How to Serve Wheat Berries
Wheat berries need some sort of flavor added to or with them. I wouldn’t suggest eating them plain like you would brown rice. Although if you do eat them plain, they have a mild taste! They are by no means bad by themselves, I just think they need a little pizzazz.
My favorite ways to serve Instant Pot cooked wheat berries:
- Mixed with Greek yogurt, cinnamon, honey and fresh fruit at breakfast or a snack
- Topped with milk (I like Fairlife fat-free) as a cereal, with honey and fresh fruit at breakfast
- As a high fiber, whole grain topping on a salad (similar to adding quinoa as a bulky topping)
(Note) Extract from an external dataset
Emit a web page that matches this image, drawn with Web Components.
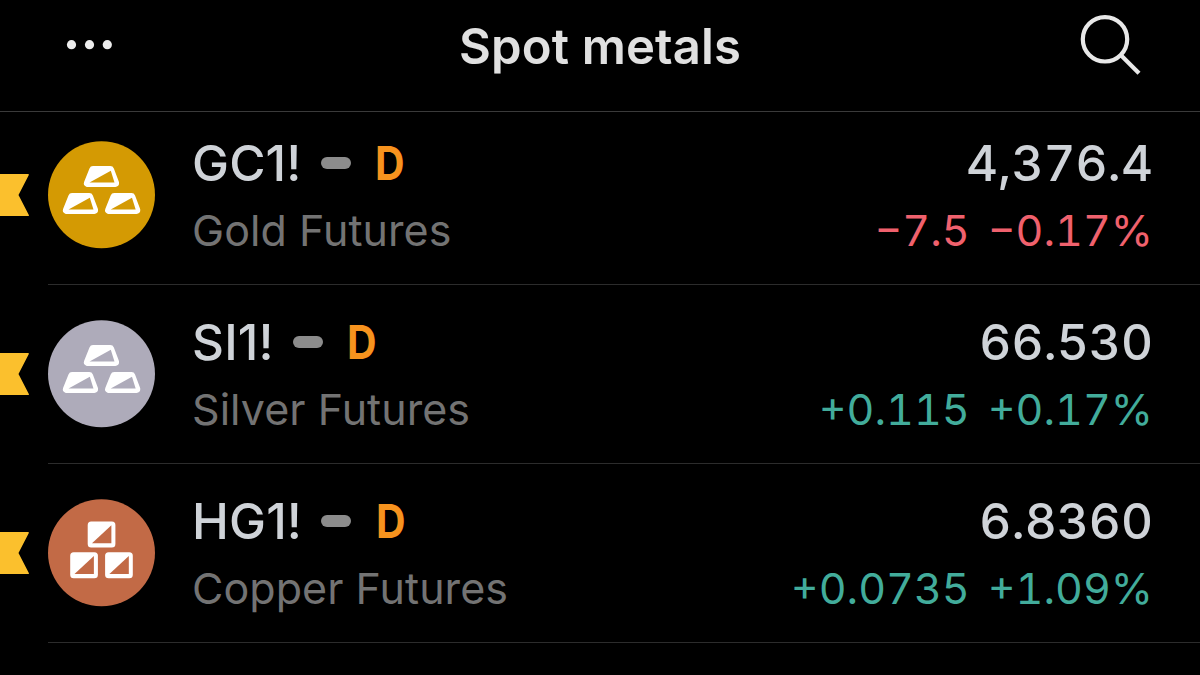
<!DOCTYPE html>
<html lang="en">
<head>
<meta charset="utf-8">
<title>Spot metals</title>
<style>
    body {
        margin: 0;
        width: 1200px;
        height: 675px;
        overflow: hidden;
        background: #000;
        font-family: Inter, "Liberation Sans", sans-serif;
    }
</style>
</head>
<body>
<watch-list>
    <list-header slot="header">Spot metals</list-header>
    <symbol-row symbol="GC1!" price="4,376.4" change="−7.5" percent="−0.17%" color="#d49a03" icon="bars">Gold Futures</symbol-row>
    <symbol-row symbol="SI1!" price="66.530" change="+0.115" percent="+0.17%" color="#aeabba" icon="bars">Silver Futures</symbol-row>
    <symbol-row symbol="HG1!" price="6.8360" change="+0.0735" percent="+1.09%" color="#c26a46" icon="cubes">Copper Futures</symbol-row>
</watch-list>

<script>
class WatchList extends HTMLElement {
    connectedCallback() {
        this.attachShadow({ mode: 'open' });
        this.shadowRoot.innerHTML = `
            <style>
                :host {
                    display: block;
                }

                /* the first row is scrolled slightly under the header */
                .rows {
                    display: flex;
                    flex-direction: column;
                    margin-top: -6px;
                }
            </style>
            <slot name="header"></slot>
            <div class="rows"><slot></slot></div>
        `;
    }
}

class ListHeader extends HTMLElement {
    connectedCallback() {
        this.attachShadow({ mode: 'open' });
        this.shadowRoot.innerHTML = `
            <style>
                :host {
                    display: grid;
                    grid-template-columns: 1fr auto 1fr;
                    box-sizing: border-box;
                    height: 112px;
                    padding: 0 58px 0 64px;
                    border-bottom: 1px solid #3a3a3a;
                    color: #e0e0e0;
                }

                h1 {
                    margin: 0;
                    padding: 17px 0 0;
                    font-size: 49px;
                    line-height: 60px;
                    font-weight: 570;
                    letter-spacing: 0.15px;
                    white-space: nowrap;
                    transform: translateX(-3px);
                }

                svg {
                    display: block;
                }

                .search {
                    justify-self: end;
                }
            </style>
            <svg width="52" height="90" viewBox="0 0 52 90" fill="#ededed">
                <circle cx="7.5" cy="44.7" r="4.6"/>
                <circle cx="25.5" cy="44.7" r="4.6"/>
                <circle cx="43.3" cy="44.7" r="4.6"/>
            </svg>
            <h1><slot></slot></h1>
            <svg class="search" width="64" height="90" viewBox="0 0 64 90" fill="none" stroke="#e8e8e8" stroke-width="4.2">
                <circle cx="27" cy="39.3" r="22.2"/>
                <path d="M42.7 55 61 73.2"/>
            </svg>
        `;
    }
}

class MetalIcon extends HTMLElement {
    connectedCallback() {
        const cubes = this.getAttribute('kind') === 'cubes';
        const color = this.getAttribute('color');

        const bar = `
            <path d="M39.7 42.1H67.3L62.3 28.9H45Z" fill="#fff" stroke="#fff" stroke-width="7.6" stroke-linejoin="round"/>
            <path d="M41.5 41.4 62.8 29.7 66.5 41.4Z" fill="${color}"/>
        `;
        const cube = `
            <rect x="39.7" y="22.5" width="27.7" height="26" rx="3.5" fill="#fff"/>
            <path d="M44 44.3 63.4 26.3V44.3Z" fill="${color}"/>
        `;
        const shape = cubes ? cube : bar;
        const offsets = cubes ? [[0, 0], [-17.5, 30.7], [17.4, 30.7]] : [[0, 0], [-21, 27], [21.2, 27]];

        this.attachShadow({ mode: 'open' });
        this.shadowRoot.innerHTML = `
            <style>
                :host {
                    display: block;
                    width: 107px;
                    height: 108px;
                }

                svg {
                    display: block;
                }
            </style>
            <svg width="107" height="108" viewBox="0 0 107 108">
                <circle cx="53.5" cy="53.8" r="53.5" fill="${color}"/>
                ${offsets.map(([x, y]) => `<g transform="translate(${x} ${y})">${shape}</g>`).join('')}
            </svg>
        `;
    }
}

class SymbolRow extends HTMLElement {
    connectedCallback() {
        const get = (name) => this.getAttribute(name);
        const trend = get('change').startsWith('+') ? 'up' : 'down';

        this.attachShadow({ mode: 'open' });
        this.shadowRoot.innerHTML = `
            <style>
                :host {
                    display: grid;
                    grid-template-columns: 48px 1fr;
                    height: 179px;
                }

                .flag {
                    align-self: center;
                    display: block;
                    margin-bottom: 1px;
                }

                .body {
                    display: flex;
                    align-items: center;
                    box-sizing: border-box;
                    padding-right: 47px;
                    border-bottom: 1px solid #2c2c2c;
                }

                .info {
                    flex: 1;
                    padding-left: 37px;
                }

                .info, .quote {
                    padding-top: 2px;
                }

                .line {
                    display: flex;
                    align-items: center;
                    height: 67px;
                    white-space: nowrap;
                }

                .symbol, .price {
                    font-size: 49.5px;
                    font-weight: 450;
                    color: #cfd3d8;
                }

                .symbol {
                    letter-spacing: 0.15px;
                }

                .dash {
                    width: 30px;
                    height: 12px;
                    margin-left: 19px;
                    border-radius: 6px;
                    background: #8c8c8c;
                }

                .delay {
                    margin-left: 24.5px;
                    font-size: 46.5px;
                    font-weight: 700;
                    color: #f7931e;
                    transform: scaleX(0.88);
                    transform-origin: left;
                }

                .name, .change {
                    font-size: 43px;
                    font-weight: 400;
                }

                .name {
                    color: #737373;
                    letter-spacing: 0.05px;
                }

                .quote {
                    font-feature-settings: "tnum";
                }

                .quote .line {
                    justify-content: flex-end;
                }

                .change {
                    gap: 18px;
                }

                .up {
                    color: #42ac9b;
                }

                .down {
                    color: #f0616d;
                }
            </style>
            <svg class="flag" width="29" height="42" viewBox="0 0 29 42">
                <path d="M0 0H28Q29.4 0 28.7 1.2L18.5 21 28.7 40.8Q29.4 42 28 42H0Z" fill="#fbc02d"/>
            </svg>
            <div class="body">
                <metal-icon kind="${get('icon')}" color="${get('color')}"></metal-icon>
                <div class="info">
                    <div class="line">
                        <span class="symbol">${get('symbol')}</span>
                        <span class="dash"></span>
                        <span class="delay">D</span>
                    </div>
                    <div class="line name"><slot></slot></div>
                </div>
                <div class="quote">
                    <div class="line price">${get('price')}</div>
                    <div class="line change ${trend}">
                        <span>${get('change')}</span>
                        <span>${get('percent')}</span>
                    </div>
                </div>
            </div>
        `;
    }
}

customElements.define('watch-list', WatchList);
customElements.define('list-header', ListHeader);
customElements.define('metal-icon', MetalIcon);
customElements.define('symbol-row', SymbolRow);
</script>
</body>
</html>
I personally haven’t done a ton of savory applications with wheat berries yet, but that’s next on my list to try! I’m thinking of a savory side dish of warm wheat berries with mushrooms and parmesan!
Until then, let’s jump to our recipe!
Instant Pot Wheat Berries
- 3 c water
- 1 c wheat berries
- 1 dash salt
- Place water and wheat berries in Instant Pot. Add salt.
- Secure lid, set valve to "Seal" and select "Pressure Cook" on high setting. Set time to 35 minutes. Instant Pot will begin cooking and timer will start counting down after proper pressure is reached, about 10 minutes.
- After cook time is completed, let the Instant Pot release pressure naturally, by not touching the valve for 5 to 10 minutes. Afterward, release the pressure manually by flipping the valve to "Vent".
- Drain and serve or store refrigerated for 3 to 4 days.